As per reports, till BNS gets a new section on sexual crimes against men and transgender persons, police officials have been asked to invoke allied charges such as wrongful confinement and physical hurt, if they receive complaints. 

The Bharatiya Nagarik Suraksha Sanhita (BNSS) extends police custody detention from 15 days to up to 90 days, raising concerns about personal liberty. Karnataka and Tamil Nadu have objected to the titles of the new laws, citing Article 348 of the Constitution, which mandates that legislation introduced in Parliament must be in English. Karnataka has also raised concerns about provisions allowing police officers 14 days for preliminary investigation before registering an FIR and the exclusion of Section 377 of the IPC, currently used in cases of sexual assault on men.
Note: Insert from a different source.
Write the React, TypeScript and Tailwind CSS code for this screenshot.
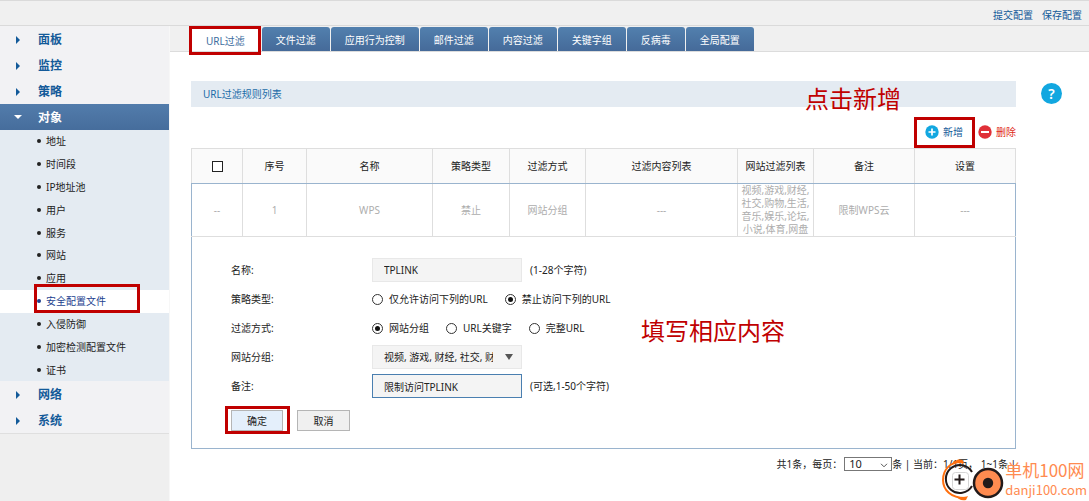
import { useState } from 'react'
import type { ReactNode } from 'react'

const TABS = ['URL过滤', '文件过滤', '应用行为控制', '邮件过滤', '内容过滤', '关键字组', '反病毒', '全局配置']

const OBJECT_ITEMS = [
  '地址',
  '时间段',
  'IP地址池',
  '用户',
  '服务',
  '网站',
  '应用',
  '安全配置文件',
  '入侵防御',
  '加密检测配置文件',
  '证书',
]

const COLUMNS = [
  { title: '序号', width: 'w-[64px]' },
  { title: '名称', width: 'w-[126px]' },
  { title: '策略类型', width: 'w-[77px]' },
  { title: '过滤方式', width: 'w-[76px]' },
  { title: '过滤内容列表', width: 'w-[152px]' },
  { title: '网站过滤列表', width: 'w-[76px]' },
  { title: '备注', width: 'w-[101px]' },
  { title: '设置', width: '' },
]

// red outline used to point at a step
const Mark = ({ className }: { className: string }) => (
  <span className={`pointer-events-none absolute z-10 border-[3px] border-[#c00000] ${className}`} />
)

const NavItem = ({ title, open = false }: { title: string; open?: boolean }) => (
  <button
    type="button"
    className={`flex h-[26px] w-full items-center pt-[2px] text-left text-xs font-bold ${
      open ? 'bg-linear-to-b from-[#527cab] to-[#466d9c] text-white' : 'text-[#135a99]'
    }`}
  >
    <svg viewBox="0 0 8 8" className="mr-4 ml-[14px] h-2 w-2" fill="currentColor">
      {open ? <path d="M0 1h8L4 5z" /> : <path d="M2 0l4 4-4 4z" />}
    </svg>
    {title}
  </button>
)

const Sidebar = () => (
  <aside className="w-[170px] shrink-0 border-r border-[#f7f7f7] bg-[#efefef]">
    <nav className="border-b border-[#dfdfdf] bg-[#f2f2f4]">
      <NavItem title="面板" />
      <NavItem title="监控" />
      <NavItem title="策略" />
      <NavItem title="对象" open />
      <ul className="grid h-[251px] auto-rows-fr bg-[#e4ebf2]">
        {OBJECT_ITEMS.map((item) => {
          const active = item === '安全配置文件'
          return (
            <li key={item} className={`relative ${active ? 'bg-white text-[#1c3f8f]' : 'text-[#222]'}`}>
              <a href="#" className="flex h-full items-center pl-[37px]">
                <span className="mr-[5px] h-1 w-1 rounded-full bg-current" />
                {item}
              </a>
              {active && <Mark className="-top-[6px] right-[29px] bottom-0 left-[34px]" />}
            </li>
          )
        })}
      </ul>
      <NavItem title="网络" />
      <NavItem title="系统" />
    </nav>
  </aside>
)

const TabBar = () => (
  <div className="flex h-[26px] items-end gap-px border-b border-[#dcdcdc] bg-[#f0f0f0] pl-[20px]">
    {TABS.map((tab, i) =>
      i === 0 ? (
        <button key={tab} type="button" className="relative h-6 bg-white px-4 pt-1 text-[#3d6d9e]">
          {tab}
          <Mark className="-top-px right-0 -bottom-[4px] -left-px" />
        </button>
      ) : (
        <button
          key={tab}
          type="button"
          className="h-6 rounded-t-[3px] bg-linear-to-b from-[#5280ae] to-[#456a99] px-[14px] pt-[2px] text-white"
        >
          {tab}
        </button>
      ),
    )}
  </div>
)

const Toolbar = () => (
  <div className="flex h-[41px] items-end justify-end gap-[15px] pb-2">
    <button type="button" className="relative flex items-center gap-1 text-[#135a99]">
      <svg viewBox="0 0 14 14" className="h-[14px] w-[14px]">
        <circle cx="7" cy="7" r="6.7" fill="#12a7e0" />
        <path d="M7 3.5v7M3.5 7h7" stroke="#fff" strokeWidth="1.7" />
      </svg>
      新增
      <Mark className="-top-[7px] -right-[12px] -bottom-[8px] -left-[11px]" />
    </button>
    <button type="button" className="flex items-center gap-1 text-[#e02b20]">
      <svg viewBox="0 0 14 14" className="h-[14px] w-[14px]">
        <circle cx="7" cy="7" r="6.7" fill="#e03038" />
        <path d="M3 7h8" stroke="#fff" strokeWidth="2" />
      </svg>
      删除
    </button>
  </div>
)

const RuleTable = () => (
  <table className="w-full table-fixed border-collapse text-center">
    <thead>
      <tr className="h-[35px] bg-[#fafafa] text-[#222]">
        <th className="w-[51px] border border-[#dedede] border-b-[#9ab4ce]">
          <input
            type="checkbox"
            aria-label="全选"
            className="mx-auto block h-[11px] w-[11px] appearance-none border border-[#222] bg-white"
          />
        </th>
        {COLUMNS.map((col) => (
          <th key={col.title} className={`border border-[#dedede] border-b-[#9ab4ce] font-normal ${col.width}`}>
            {col.title}
          </th>
        ))}
      </tr>
    </thead>
    <tbody>
      <tr className="h-[53px] text-[#adadad]">
        <td className="border border-[#dedede] border-t-[#9ab4ce] border-l-[#9ab4ce]">--</td>
        <td className="border border-[#dedede] border-t-[#9ab4ce]">1</td>
        <td className="border border-[#dedede] border-t-[#9ab4ce]">WPS</td>
        <td className="border border-[#dedede] border-t-[#9ab4ce]">禁止</td>
        <td className="border border-[#dedede] border-t-[#9ab4ce]">网站分组</td>
        <td className="border border-[#dedede] border-t-[#9ab4ce]">---</td>
        <td className="border border-[#dedede] border-t-[#9ab4ce] leading-[13px]">
          视频,游戏,财经,
          <br />
          社交,购物,生活,
          <br />
          音乐,娱乐,论坛,
          <br />
          小说,体育,网盘
        </td>
        <td className="border border-[#dedede] border-t-[#9ab4ce]">限制WPS云</td>
        <td className="border border-[#dedede] border-t-[#9ab4ce] border-r-[#9ab4ce]">---</td>
      </tr>
    </tbody>
  </table>
)

const Row = ({ label, htmlFor, children }: { label: string; htmlFor?: string; children: ReactNode }) => (
  <div className="flex h-6 items-center">
    {htmlFor ? (
      <label htmlFor={htmlFor} className="w-[141px]">
        {label}
      </label>
    ) : (
      <span className="w-[141px]">{label}</span>
    )}
    {children}
  </div>
)

type RadiosProps = { name: string; options: string[]; value: string; onChange: (v: string) => void }

const Radios = ({ name, options, value, onChange }: RadiosProps) => (
  <div role="radiogroup" aria-label={name} className="flex gap-[17px]">
    {options.map((opt) => (
      <label key={opt} className="flex items-center gap-[6px]">
        <input
          type="radio"
          name={name}
          checked={value === opt}
          onChange={() => onChange(opt)}
          className="h-[11px] w-[11px] appearance-none rounded-full border border-[#333] bg-white bg-clip-content p-[2px] checked:bg-[#111]"
        />
        {opt}
      </label>
    ))}
  </div>
)

const RuleForm = () => {
  const [name, setName] = useState('TPLINK')
  const [policy, setPolicy] = useState('禁止访问下列的URL')
  const [mode, setMode] = useState('网站分组')
  const [remark, setRemark] = useState('限制访问TPLINK')

  return (
    <form
      className="relative border border-t-0 border-[#9ab4ce] pt-[21px] pb-[17px] pl-[39px]"
      onSubmit={(e) => e.preventDefault()}
    >
      <div className="flex flex-col gap-[5px]">
        <Row label="名称:" htmlFor="name">
          <input
            id="name"
            value={name}
            onChange={(e) => setName(e.target.value)}
            className="mr-2 h-6 w-[150px] border border-[#e8e8e8] bg-[#f4f4f4] px-[11px]"
          />
          (1-28个字符)
        </Row>
        <Row label="策略类型:">
          <Radios
            name="策略类型"
            options={['仅允许访问下列的URL', '禁止访问下列的URL']}
            value={policy}
            onChange={setPolicy}
          />
        </Row>
        <Row label="过滤方式:">
          <Radios name="过滤方式" options={['网站分组', 'URL关键字', '完整URL']} value={mode} onChange={setMode} />
        </Row>
        <Row label="网站分组:" htmlFor="group">
          <div className="relative">
            <select
              id="group"
              className="block h-6 w-[150px] appearance-none border border-[#e8e8e8] bg-[#f4f4f4] pr-7 pl-[11px]"
            >
              <option>视频, 游戏, 财经, 社交, 财经</option>
            </select>
            <svg viewBox="0 0 10 6" className="pointer-events-none absolute top-[9px] right-2 h-[6px] w-[10px]">
              <path d="M1 0h8L5 6z" fill="#555" />
            </svg>
          </div>
        </Row>
        <Row label="备注:" htmlFor="remark">
          <input
            id="remark"
            value={remark}
            onChange={(e) => setRemark(e.target.value)}
            className="mr-2 h-6 w-[150px] border border-[#4a7fb0] bg-[#f4f4f4] px-[11px]"
          />
          (可选,1-50个字符)
        </Row>
      </div>
      <div className="mt-3 flex gap-[14px]">
        <button type="submit" className="relative h-[21px] w-[52px] border border-[#b5b5b5] bg-[#e4effb]">
          确定
          <Mark className="-top-[5px] -right-[8px] -bottom-[4px] -left-[7px]" />
        </button>
        <button type="button" className="h-[21px] w-[53px] border border-[#b5b5b5] bg-[#f0f0f0]">
          取消
        </button>
      </div>
      <p className="absolute top-[78px] left-[449px] text-2xl text-[#c00000]">填写相应内容</p>
    </form>
  )
}

const Pager = () => (
  <div className="mt-2 flex h-[14px] items-center justify-end">
    <label htmlFor="size" className="mr-[2px]">
      共1条，每页：
    </label>
    <div className="relative">
      <select
        id="size"
        className="block h-[14px] w-12 appearance-none border border-[#777] bg-white pl-1 text-[11px] leading-3"
      >
        <option>10</option>
      </select>
      <svg viewBox="0 0 8 5" className="pointer-events-none absolute top-[6px] right-1 h-[5px] w-2">
        <path d="M1 .8l3 3 3-3" fill="none" stroke="#555" />
      </svg>
    </div>
    <span>条 | 当前：1/1页，&nbsp;1~1条 |</span>
  </div>
)

const Watermark = () => (
  <div className="pointer-events-none absolute right-[2px] bottom-0 flex h-[42px] items-center text-[#ff8b50]">
    <svg viewBox="0 0 64 42" className="h-[42px] w-16">
      <rect x="11.5" y="13.500" width="16" height="17" rx="3" fill="#fff" fillOpacity=".6" stroke="#d5d5d5" />
      <path d="M22 3C9 2 2 11 2 21c0 10 8 18 22 18" fill="none" stroke="#ff7010" strokeWidth="2" />
      <path d="M11 5c3-5 10-6 12-2l-1 2C18 3 14 4 11 5z" fill="#ff7010" />
      <path d="M15 37c4 2 9 1 12 0l-2 4c-5 1-8-1-10-4z" fill="#ff7010" />
      <path d="M31 27a14 14 0 1 1 0-14" fill="none" stroke="#221a1a" strokeWidth="2" />
      <path d="M18.500 15.500v10M13.500 20.500h10" stroke="#221a1a" strokeWidth="2" />
      <circle cx="47" cy="24" r="14" fill="#ff8b50" stroke="#221a1a" strokeWidth="2.500" />
      <circle cx="47" cy="24" r="5.200" fill="#221a1a" />
    </svg>
    <div className="font-['Noto_Sans_CJK_SC',sans-serif]">
      <p className="text-[17px] leading-5">单机100网</p>
      <p className="text-[13px] leading-5">danji100.com</p>
    </div>
  </div>
)

export default function App() {
  return (
    <div className="relative flex min-h-screen flex-col bg-white font-['Noto_Sans','Noto_Sans_CJK_SC',sans-serif] text-[10px] leading-4 text-[#222]">
      <header className="flex h-[26px] items-center justify-end gap-[9px] border-t border-b border-[#dadada] bg-[#f0f0f0] pt-1 pr-[7px] text-[#135a99]">
        <a href="#">提交配置</a>
        <a href="#">保存配置</a>
      </header>
      <div className="flex flex-1">
        <Sidebar />
        <main className="min-w-0 flex-1">
          <TabBar />
          <div className="flex pt-[29px] pl-[21px]">
            <section className="min-w-0 flex-1">
              <div className="relative flex h-[26px] items-center bg-[#e4ebf2] pl-3 text-[#1b6ca8]">
                <h1>URL过滤规则列表</h1>
                <p className="absolute top-[2px] right-[115px] text-2xl text-[#c00000]">点击新增</p>
              </div>
              <Toolbar />
              <RuleTable />
              <RuleForm />
              <Pager />
            </section>
            <div className="w-[73px] shrink-0">
              <button
                type="button"
                aria-label="帮助"
                className="mt-[2px] ml-[25px] h-[21px] w-[21px] rounded-full bg-[#12a7e0] text-sm leading-5 font-semibold text-white"
              >
                ?
              </button>
            </div>
          </div>
        </main>
      </div>
      <Watermark />
    </div>
  )
}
The new codes also introduce community service as punishment for petty offences, the use of electronic and digital records as evidence, electronic summons, mandatory videography of crime scenes, and a new chapter on crimes against women and children. The laws provide a clear definition of terrorism, abolish sedition as a crime, and introduce a new section titled "offences against the state." This section, encompassing acts of secession, armed rebellion, subversive activities, and endangering sovereignty or unity, is seen by some activists and experts as more stringent than the existing sedition law.

On June 21, West Bengal Chief Minister Mamata Banerjee urged the Prime Minister to postpone their implementation for now. In her letter to PM Modi, the West Bengal CM said that the preparatory work for smooth transition to the new system is far from over. “…practically, the request for postponement stems from a pragmatic assessment of the challenges and preparatory work required for smooth transition, particularly concerning the training programme of law enforcement personnel and Judicial Officers,” the letter from the Chief Minister read.